## Problem description
Give the count of lines that include the string "this". Add nothing to it.

## Records provided
========================================================================
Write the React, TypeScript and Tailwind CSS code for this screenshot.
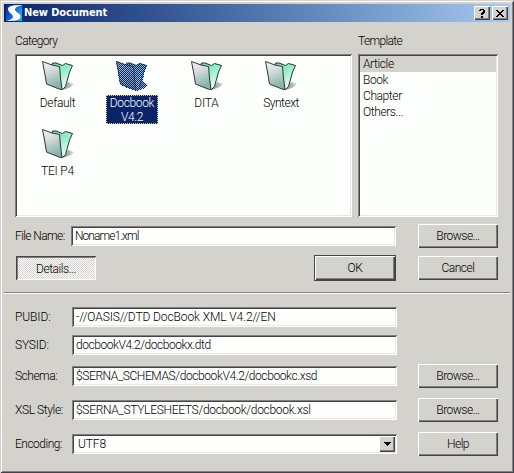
========================================================================
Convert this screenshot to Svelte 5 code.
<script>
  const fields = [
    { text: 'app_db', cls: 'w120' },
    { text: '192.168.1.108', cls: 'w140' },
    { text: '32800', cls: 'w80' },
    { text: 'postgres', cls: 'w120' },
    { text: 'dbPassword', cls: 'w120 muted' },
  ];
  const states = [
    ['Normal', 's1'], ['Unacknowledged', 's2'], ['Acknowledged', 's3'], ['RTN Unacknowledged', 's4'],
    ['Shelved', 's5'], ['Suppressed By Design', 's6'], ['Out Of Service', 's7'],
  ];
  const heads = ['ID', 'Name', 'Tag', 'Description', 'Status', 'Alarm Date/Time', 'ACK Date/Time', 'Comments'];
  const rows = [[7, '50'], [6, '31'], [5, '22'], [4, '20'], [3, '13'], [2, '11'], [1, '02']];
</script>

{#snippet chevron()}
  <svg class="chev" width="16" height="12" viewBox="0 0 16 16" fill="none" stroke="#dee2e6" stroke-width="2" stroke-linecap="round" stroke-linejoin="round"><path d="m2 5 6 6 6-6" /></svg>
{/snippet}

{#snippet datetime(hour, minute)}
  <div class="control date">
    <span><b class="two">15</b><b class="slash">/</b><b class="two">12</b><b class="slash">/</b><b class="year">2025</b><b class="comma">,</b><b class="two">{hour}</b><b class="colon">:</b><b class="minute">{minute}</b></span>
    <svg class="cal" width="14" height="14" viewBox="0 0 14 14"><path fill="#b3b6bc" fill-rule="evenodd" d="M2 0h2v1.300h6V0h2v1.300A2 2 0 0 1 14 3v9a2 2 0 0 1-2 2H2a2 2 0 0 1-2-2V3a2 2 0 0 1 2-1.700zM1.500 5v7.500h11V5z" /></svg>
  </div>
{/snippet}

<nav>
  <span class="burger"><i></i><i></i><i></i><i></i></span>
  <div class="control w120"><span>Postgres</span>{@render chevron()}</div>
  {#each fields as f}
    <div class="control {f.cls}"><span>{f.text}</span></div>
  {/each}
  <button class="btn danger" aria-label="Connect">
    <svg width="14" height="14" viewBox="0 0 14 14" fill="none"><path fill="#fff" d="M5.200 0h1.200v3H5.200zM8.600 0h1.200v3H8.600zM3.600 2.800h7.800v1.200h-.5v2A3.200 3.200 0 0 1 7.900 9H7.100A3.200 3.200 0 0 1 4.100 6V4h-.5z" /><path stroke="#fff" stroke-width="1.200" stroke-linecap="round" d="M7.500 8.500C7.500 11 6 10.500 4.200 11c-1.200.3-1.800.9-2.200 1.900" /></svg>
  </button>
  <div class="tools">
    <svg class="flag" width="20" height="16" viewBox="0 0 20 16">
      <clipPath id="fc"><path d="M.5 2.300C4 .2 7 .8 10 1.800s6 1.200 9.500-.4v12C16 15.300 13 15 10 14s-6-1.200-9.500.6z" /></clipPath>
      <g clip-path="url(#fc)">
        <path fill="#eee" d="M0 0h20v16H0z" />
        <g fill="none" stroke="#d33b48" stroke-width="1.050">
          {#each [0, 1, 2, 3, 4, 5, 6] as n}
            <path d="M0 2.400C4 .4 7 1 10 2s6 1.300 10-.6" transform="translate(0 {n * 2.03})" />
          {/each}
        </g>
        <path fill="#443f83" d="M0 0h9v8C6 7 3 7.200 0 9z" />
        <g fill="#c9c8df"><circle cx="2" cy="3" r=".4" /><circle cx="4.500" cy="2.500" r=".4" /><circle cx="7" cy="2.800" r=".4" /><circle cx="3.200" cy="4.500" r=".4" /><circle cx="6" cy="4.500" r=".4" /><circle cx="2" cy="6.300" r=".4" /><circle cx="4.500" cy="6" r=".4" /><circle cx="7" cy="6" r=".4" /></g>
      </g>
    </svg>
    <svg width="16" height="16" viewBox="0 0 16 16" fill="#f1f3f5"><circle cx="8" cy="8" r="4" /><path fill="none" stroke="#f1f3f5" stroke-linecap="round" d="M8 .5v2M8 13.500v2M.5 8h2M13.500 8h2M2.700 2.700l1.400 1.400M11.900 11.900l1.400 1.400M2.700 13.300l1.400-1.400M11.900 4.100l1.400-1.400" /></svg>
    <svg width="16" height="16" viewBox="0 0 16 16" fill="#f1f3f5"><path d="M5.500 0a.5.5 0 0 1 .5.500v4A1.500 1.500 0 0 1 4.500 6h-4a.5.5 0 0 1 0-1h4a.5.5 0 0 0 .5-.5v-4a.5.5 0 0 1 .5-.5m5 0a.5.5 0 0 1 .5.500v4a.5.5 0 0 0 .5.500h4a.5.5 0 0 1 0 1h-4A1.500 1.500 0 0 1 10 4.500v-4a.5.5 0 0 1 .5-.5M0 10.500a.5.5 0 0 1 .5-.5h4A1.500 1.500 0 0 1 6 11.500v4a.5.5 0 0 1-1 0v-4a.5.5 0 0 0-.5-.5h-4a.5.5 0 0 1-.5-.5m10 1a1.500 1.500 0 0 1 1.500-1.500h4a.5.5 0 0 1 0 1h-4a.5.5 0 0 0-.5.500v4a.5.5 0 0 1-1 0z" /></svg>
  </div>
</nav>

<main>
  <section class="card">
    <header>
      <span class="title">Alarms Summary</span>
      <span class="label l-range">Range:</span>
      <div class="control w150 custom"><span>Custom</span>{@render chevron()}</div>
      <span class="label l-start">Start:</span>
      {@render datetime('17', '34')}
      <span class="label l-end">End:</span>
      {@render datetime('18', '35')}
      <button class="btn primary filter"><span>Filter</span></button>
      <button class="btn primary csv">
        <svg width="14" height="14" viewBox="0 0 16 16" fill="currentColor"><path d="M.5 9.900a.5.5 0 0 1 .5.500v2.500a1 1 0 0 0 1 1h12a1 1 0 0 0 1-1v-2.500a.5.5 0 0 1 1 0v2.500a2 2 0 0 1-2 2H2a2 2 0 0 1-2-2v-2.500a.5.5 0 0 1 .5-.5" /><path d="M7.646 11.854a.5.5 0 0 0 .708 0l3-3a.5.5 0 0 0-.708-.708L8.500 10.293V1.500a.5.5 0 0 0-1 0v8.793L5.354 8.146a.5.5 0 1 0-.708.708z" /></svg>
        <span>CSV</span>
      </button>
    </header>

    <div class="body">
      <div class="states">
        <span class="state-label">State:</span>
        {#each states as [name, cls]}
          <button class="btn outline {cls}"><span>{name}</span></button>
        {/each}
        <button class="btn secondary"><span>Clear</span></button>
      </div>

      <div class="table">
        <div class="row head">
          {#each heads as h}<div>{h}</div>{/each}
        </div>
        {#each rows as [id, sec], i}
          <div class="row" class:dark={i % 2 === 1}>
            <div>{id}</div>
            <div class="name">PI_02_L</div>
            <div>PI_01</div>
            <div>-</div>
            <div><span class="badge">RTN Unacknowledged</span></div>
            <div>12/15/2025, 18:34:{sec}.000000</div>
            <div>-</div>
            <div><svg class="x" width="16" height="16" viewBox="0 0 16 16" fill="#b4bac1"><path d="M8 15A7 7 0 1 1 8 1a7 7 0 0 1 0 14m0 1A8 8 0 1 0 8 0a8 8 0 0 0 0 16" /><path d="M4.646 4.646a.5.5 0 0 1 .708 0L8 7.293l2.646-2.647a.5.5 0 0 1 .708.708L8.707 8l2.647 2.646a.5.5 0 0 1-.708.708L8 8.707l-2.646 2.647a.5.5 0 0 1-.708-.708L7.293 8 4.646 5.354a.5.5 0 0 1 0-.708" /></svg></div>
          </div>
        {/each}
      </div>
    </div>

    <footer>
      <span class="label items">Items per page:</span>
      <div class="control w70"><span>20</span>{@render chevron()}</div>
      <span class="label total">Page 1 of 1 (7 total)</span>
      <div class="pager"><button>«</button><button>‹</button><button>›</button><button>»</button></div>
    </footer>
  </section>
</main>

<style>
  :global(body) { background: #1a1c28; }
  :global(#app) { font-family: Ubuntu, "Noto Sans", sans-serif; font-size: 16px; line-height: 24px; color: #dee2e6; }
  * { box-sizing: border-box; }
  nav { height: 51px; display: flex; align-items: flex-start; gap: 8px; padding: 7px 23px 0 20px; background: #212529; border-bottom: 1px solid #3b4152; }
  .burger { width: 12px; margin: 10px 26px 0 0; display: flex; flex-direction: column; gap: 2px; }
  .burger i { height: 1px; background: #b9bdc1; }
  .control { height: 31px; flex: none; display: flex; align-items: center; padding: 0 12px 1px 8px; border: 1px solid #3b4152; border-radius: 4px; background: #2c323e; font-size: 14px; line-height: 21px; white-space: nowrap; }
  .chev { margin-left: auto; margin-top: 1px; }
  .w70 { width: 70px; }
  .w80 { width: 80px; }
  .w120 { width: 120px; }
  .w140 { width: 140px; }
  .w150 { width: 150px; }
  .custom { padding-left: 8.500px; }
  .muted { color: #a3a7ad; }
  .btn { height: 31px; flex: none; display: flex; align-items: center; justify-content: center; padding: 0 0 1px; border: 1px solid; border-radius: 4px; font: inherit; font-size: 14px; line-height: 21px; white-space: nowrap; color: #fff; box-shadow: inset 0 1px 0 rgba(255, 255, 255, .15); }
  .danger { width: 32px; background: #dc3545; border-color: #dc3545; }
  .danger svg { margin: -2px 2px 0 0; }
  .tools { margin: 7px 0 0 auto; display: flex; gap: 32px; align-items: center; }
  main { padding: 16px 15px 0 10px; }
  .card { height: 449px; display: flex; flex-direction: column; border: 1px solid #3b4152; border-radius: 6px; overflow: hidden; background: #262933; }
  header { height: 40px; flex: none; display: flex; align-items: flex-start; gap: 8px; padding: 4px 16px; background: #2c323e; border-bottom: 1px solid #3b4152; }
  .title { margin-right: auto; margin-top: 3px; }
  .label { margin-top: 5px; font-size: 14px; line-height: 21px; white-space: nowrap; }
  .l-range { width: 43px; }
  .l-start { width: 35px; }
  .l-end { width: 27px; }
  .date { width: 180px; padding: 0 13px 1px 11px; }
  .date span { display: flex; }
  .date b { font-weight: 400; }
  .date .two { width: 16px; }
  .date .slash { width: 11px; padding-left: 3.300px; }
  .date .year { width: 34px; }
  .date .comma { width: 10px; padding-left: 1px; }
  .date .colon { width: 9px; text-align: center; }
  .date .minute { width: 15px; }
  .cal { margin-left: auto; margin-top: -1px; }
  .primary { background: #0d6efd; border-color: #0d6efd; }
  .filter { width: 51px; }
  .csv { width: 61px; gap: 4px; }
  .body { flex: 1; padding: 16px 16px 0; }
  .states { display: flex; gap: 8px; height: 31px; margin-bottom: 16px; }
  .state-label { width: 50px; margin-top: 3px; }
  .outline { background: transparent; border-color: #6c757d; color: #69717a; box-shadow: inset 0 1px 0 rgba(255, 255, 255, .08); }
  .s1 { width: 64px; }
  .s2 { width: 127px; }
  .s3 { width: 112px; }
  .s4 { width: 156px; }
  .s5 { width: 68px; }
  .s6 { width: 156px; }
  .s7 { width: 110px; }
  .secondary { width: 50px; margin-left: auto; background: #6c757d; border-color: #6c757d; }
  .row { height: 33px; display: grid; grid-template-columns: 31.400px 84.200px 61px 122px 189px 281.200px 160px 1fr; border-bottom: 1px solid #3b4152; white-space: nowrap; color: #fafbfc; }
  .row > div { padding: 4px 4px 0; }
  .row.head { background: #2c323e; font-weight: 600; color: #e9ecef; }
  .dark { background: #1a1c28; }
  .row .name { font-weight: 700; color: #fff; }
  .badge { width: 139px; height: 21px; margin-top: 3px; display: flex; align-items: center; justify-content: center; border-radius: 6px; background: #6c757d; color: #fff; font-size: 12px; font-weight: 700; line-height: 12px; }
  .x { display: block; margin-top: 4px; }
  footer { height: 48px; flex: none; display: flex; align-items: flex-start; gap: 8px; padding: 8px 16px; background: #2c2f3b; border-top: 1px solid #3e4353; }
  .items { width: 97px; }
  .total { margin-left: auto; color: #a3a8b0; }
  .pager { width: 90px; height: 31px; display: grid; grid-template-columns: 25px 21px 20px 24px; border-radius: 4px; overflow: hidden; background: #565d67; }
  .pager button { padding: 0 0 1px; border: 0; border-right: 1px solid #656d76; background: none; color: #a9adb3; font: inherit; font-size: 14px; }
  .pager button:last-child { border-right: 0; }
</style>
========================================================================
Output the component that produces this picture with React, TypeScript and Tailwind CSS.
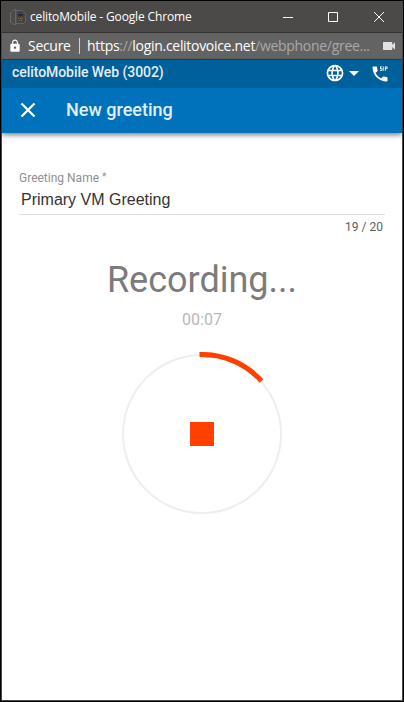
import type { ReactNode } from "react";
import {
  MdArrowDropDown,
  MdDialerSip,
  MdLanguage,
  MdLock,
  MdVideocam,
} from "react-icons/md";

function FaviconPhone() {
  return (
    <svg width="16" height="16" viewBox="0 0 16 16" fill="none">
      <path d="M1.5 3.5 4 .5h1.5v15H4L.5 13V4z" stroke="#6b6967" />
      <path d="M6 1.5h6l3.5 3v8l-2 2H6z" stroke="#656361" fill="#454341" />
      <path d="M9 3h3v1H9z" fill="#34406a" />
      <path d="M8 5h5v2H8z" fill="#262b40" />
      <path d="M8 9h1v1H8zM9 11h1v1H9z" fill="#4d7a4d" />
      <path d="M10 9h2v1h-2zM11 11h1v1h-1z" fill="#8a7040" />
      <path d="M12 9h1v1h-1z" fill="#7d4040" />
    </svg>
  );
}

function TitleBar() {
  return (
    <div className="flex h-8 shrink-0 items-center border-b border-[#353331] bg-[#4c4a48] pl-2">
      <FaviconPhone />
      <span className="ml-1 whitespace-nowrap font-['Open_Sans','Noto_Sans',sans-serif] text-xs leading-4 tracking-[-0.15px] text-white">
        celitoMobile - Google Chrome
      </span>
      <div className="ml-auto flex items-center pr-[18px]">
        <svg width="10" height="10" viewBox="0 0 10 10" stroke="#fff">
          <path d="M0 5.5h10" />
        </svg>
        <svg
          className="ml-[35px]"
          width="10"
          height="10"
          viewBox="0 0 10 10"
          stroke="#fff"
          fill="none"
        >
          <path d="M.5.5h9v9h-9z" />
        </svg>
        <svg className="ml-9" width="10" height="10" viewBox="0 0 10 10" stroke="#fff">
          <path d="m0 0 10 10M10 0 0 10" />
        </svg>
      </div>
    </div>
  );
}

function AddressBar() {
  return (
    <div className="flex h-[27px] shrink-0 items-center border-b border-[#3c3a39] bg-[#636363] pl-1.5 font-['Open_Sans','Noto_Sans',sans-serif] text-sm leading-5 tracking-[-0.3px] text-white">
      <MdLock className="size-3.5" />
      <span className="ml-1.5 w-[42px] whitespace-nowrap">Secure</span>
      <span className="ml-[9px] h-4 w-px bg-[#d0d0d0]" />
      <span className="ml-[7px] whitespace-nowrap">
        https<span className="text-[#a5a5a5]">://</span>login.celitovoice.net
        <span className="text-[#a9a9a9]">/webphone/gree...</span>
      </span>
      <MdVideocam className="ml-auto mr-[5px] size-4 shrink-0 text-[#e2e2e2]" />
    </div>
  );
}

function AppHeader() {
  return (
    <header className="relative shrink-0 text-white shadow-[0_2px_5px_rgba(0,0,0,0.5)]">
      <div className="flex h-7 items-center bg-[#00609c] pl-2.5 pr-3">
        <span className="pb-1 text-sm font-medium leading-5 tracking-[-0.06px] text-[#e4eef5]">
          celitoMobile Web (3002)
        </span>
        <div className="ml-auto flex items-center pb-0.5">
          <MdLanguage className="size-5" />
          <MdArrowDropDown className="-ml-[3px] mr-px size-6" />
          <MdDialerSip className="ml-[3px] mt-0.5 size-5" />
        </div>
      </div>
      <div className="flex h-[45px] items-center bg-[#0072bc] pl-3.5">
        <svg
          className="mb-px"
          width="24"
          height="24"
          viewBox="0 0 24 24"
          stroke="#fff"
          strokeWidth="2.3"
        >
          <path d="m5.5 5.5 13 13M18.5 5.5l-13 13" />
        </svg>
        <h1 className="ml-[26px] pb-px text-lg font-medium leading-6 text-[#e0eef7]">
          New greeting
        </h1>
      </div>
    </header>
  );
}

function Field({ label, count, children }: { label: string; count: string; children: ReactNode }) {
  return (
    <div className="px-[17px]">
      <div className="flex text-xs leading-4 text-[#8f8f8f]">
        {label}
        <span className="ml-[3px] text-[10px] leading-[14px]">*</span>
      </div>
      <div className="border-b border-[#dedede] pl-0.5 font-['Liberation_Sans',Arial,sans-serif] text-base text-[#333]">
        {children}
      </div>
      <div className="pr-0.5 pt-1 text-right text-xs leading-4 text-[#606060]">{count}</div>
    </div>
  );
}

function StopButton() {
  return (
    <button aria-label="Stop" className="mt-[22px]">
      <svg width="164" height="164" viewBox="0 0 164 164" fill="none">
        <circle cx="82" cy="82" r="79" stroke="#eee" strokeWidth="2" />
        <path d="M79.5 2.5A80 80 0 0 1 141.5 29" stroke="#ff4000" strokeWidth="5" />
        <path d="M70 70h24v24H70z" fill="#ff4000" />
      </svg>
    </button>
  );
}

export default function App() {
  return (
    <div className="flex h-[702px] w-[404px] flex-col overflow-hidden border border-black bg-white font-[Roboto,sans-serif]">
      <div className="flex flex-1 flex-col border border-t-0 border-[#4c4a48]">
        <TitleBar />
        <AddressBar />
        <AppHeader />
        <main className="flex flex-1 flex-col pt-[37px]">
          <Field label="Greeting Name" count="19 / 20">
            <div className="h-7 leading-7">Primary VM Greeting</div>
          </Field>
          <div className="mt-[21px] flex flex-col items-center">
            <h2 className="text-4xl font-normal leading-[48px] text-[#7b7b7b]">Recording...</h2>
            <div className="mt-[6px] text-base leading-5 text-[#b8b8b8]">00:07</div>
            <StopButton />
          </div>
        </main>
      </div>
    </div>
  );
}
========================================================================
## Correct answer
3